There is no single product referred to as “growth capital.” Instead, commercial finance can be structured in different ways depending on the purpose of the funding and the lender’s policies. Term loans are commonly used for defined expansion projects or acquisitions and typically involve structured repayments over an agreed period. Asset finance is often used to fund vehicles, machinery or equipment, with the asset sometimes serving as security. Lines of credit may be used to manage working capital requirements or seasonal fluctuations in revenue. Commercial property loans are generally used when purchasing business premises for owner-occupation or investment purposes. The most suitable structure depends on the business’s financial profile, the purpose of the funds and lender assessment.
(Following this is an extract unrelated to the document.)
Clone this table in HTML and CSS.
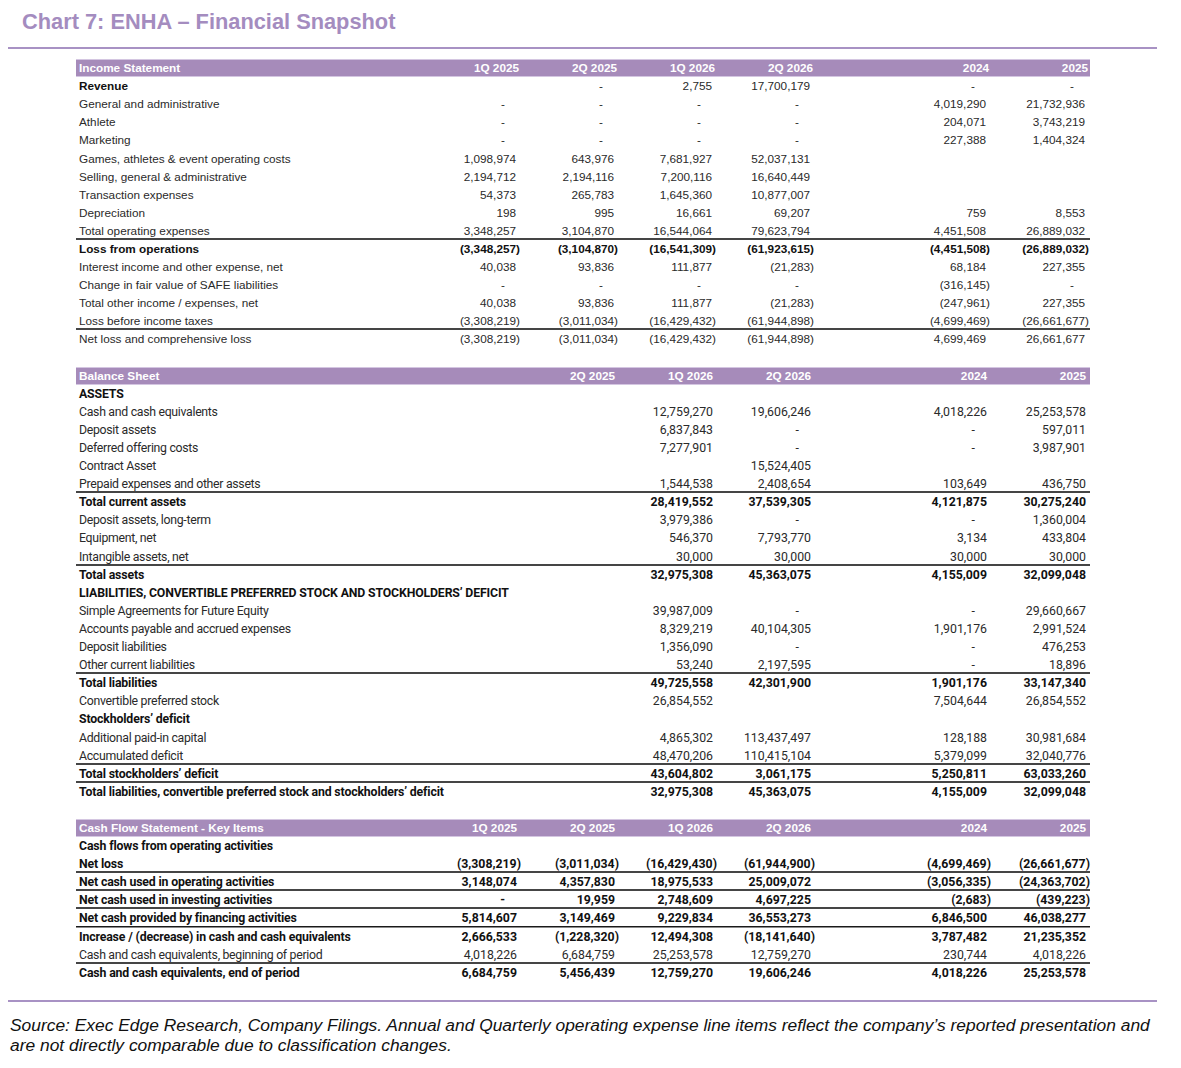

How Lenders Assess Growth Finance Applications

Commercial lenders generally assess more than just revenue. Financial statements, tax returns and cash-flow projections are typically reviewed to understand the sustainability of the business. Lenders also consider industry risk, management experience, existing liabilities and available security. Serviceability is a key factor, meaning lenders assess whether the business can manage repayments alongside its operating expenses. Approval is not guaranteed and depends on individual circumstances and lender criteria at the time of application.

Expansion vs Acquisition: What Changes?

Funding business expansion and funding an acquisition can involve different considerations. Expansion projects often rely on projected growth based on existing operations. In contrast, acquisitions may require lenders to assess the financial performance of the target business as well as the acquiring entity. This can introduce additional documentation requirements and due diligence processes. Because acquisitions can involve greater complexity, lenders may apply more detailed assessments and conditions.

Risks to Consider Before Borrowing

While commercial finance can enable growth, it also increases financial commitments. Borrowing may place additional pressure on cash flow, particularly during transition periods when expansion costs are incurred before additional revenue is realised. Changes in market conditions, supply costs or customer demand can also affect projected outcomes. Conservative forecasting and realistic planning may help manage these risks, but outcomes are never certain. Independent advice is important before committing to new financial obligations.

The Importance of Timing

The timing of a commercial finance application can influence available options. Applying while the business demonstrates consistent performance and financial stability may provide broader lender consideration than applying during periods of financial stress. Early preparation allows time to gather documentation, review projections and assess appropriate funding structures. Proactive planning can support a smoother process.

Strategic Planning Matters More Than Speed

Growth opportunities may feel time-sensitive, but rushing into finance without understanding the obligations involved can create long-term strain. Evaluating funding needs carefully, understanding repayment capacity and considering potential risks can support more sustainable expansion decisions.

Commercial finance can be a practical tool to support business expansion or acquisition when approached with realistic expectations and structured planning. It is not a guarantee of success, but rather a funding mechanism that carries responsibilities and risk. Careful preparation, clear financial records and independent professional advice are essential before proceeding with any commercial borrowing.